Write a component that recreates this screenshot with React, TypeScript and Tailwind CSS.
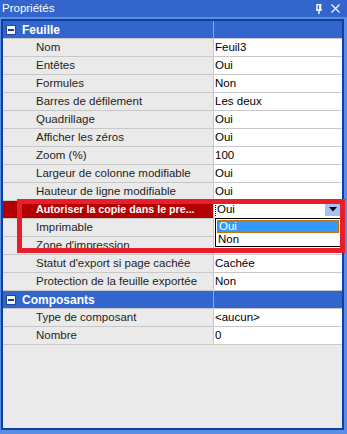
import React from "react";

type Row = { name: string; value: string; selected?: boolean };

const feuille: Row[] = [
  { name: "Nom", value: "Feuil3" },
  { name: "Entêtes", value: "Oui" },
  { name: "Formules", value: "Non" },
  { name: "Barres de défilement", value: "Les deux" },
  { name: "Quadrillage", value: "Oui" },
  { name: "Afficher les zéros", value: "Oui" },
  { name: "Zoom (%)", value: "100" },
  { name: "Largeur de colonne modifiable", value: "Oui" },
  { name: "Hauteur de ligne modifiable", value: "Oui" },
  { name: "Autoriser la copie dans le pre...", value: "Oui", selected: true },
  { name: "Imprimable", value: "" },
  { name: "Zone d'impression", value: "" },
  { name: "Statut d'export si page cachée", value: "Cachée" },
  { name: "Protection de la feuille exportée", value: "Non" },
];

const composants: Row[] = [
  { name: "Type de composant", value: "<aucun>" },
  { name: "Nombre", value: "0" },
];

function Header({ title }: { title: string }) {
  return (
    <div className="flex h-[18px] border-b border-[#c8c8c8] bg-[#3366cc]">
      <div className="flex w-[210px] items-center">
        <div className="ml-[3px] flex h-[10px] w-[10px] items-center justify-center border border-[#25449a] bg-[#f4f6fb]">
          <div className="h-[2px] w-[6px] bg-[#1d3a8a]" />
        </div>
        <span className="ml-[6px] whitespace-nowrap text-[12px] font-bold leading-none text-white">{title}</span>
      </div>
      <div className="w-px bg-[#9aa9c9]" />
      <div className="flex-1" />
    </div>
  );
}

function PropRow({ row }: { row: Row }) {
  if (row.selected) {
    return (
      <div className="flex h-[18px] border-b border-[#c8c8c8]">
        <div className="flex w-[210px] items-center overflow-hidden bg-[#b30000] pl-[33px]">
          <span className="whitespace-nowrap text-[10.7px] font-bold leading-none text-white">{row.name}</span>
        </div>
        <div className="w-px bg-[#c8c8c8]" />
        <div className="flex flex-1 items-center bg-white pr-[2px]">
          <div className="ml-px h-[13px] border-l border-dotted border-black" />
          <span className="ml-[1px] flex-1 text-[11.5px] leading-none text-black">{row.value}</span>
          <div className="flex h-[13px] w-[15px] items-center justify-center bg-[#a9c1f2]">
            <svg width="8" height="5" viewBox="0 0 8 5">
              <path d="M0 0 L8 0 L4 4.5 Z" fill="#000" />
            </svg>
          </div>
        </div>
      </div>
    );
  }
  return (
    <div className="flex h-[18px] border-b border-[#c8c8c8]">
      <div className="flex w-[210px] items-center pl-[33px]">
        <span className="whitespace-nowrap text-[11.5px] leading-none text-[#1e1e1e]">{row.name}</span>
      </div>
      <div className="w-px bg-[#c8c8c8]" />
      <div className="flex flex-1 items-center bg-white pl-[1px]">
        <span className="whitespace-nowrap text-[11.5px] leading-none text-black">{row.value}</span>
      </div>
    </div>
  );
}

export default function App() {
  return (
    <div
      className="relative flex h-[434px] w-[347px] flex-col overflow-hidden bg-[#5b8de3]"
      style={{ fontFamily: "Tahoma, 'Liberation Sans', Arial, sans-serif" }}
    >
      <div className="flex h-[17px] items-center bg-[#3366cc] pl-[2px] pr-[7px]">
        <span className="flex-1 text-[11.5px] leading-none text-white">Propriétés</span>
        <svg width="8" height="10" viewBox="0 0 8 10" className="mr-[8px]">
          <path d="M1.5 0.5 H6.5 M2 0.5 V6 M5.5 0.5 V6 M1 6 H7 M4 6 V10" stroke="#fff" strokeWidth="1.4" fill="none" />
          <rect x="4.2" y="0.5" width="1.3" height="5.5" fill="#fff" />
        </svg>
        <svg width="9" height="9" viewBox="0 0 9 9">
          <path d="M0.5 0.5 L8.5 8.5 M8.5 0.5 L0.5 8.5" stroke="#fff" strokeWidth="1.1" />
        </svg>
      </div>
      <div className="flex flex-1 pb-[4px] pl-px pr-[3px] pt-[2px]">
        <div className="flex flex-1 flex-col border-2 border-[#0d3fa6] bg-[#eaeaea]">
          <Header title="Feuille" />
          {feuille.map((r) => (
            <PropRow key={r.name} row={r} />
          ))}
          <Header title="Composants" />
          {composants.map((r) => (
            <PropRow key={r.name} row={r} />
          ))}
        </div>
      </div>

      {/* dropdown list */}
      <div className="absolute left-[215px] top-[218px] flex h-[29px] w-[126px] flex-col border border-black bg-white">
        <div className="mx-px mt-px flex h-[13px] items-center border border-dotted border-[#c07000] bg-[#3399ff] pl-px">
          <span className="text-[11.5px] leading-none text-white">Oui</span>
        </div>
        <div className="flex flex-1 items-center pl-[2px]">
          <span className="text-[11.5px] leading-none text-black">Non</span>
        </div>
      </div>

      {/* annotation rectangle */}
      <div className="pointer-events-none absolute left-[17px] top-[199px] h-[54px] w-[328px] border-[5px] border-[#e81f2a]" />
    </div>
  );
}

————

What is needed:
Pick each line holding the word "React" out of the data and copy it.

Correct response:
Write a component that recreates this screenshot with React, TypeScript and Tailwind CSS.
import React from "react";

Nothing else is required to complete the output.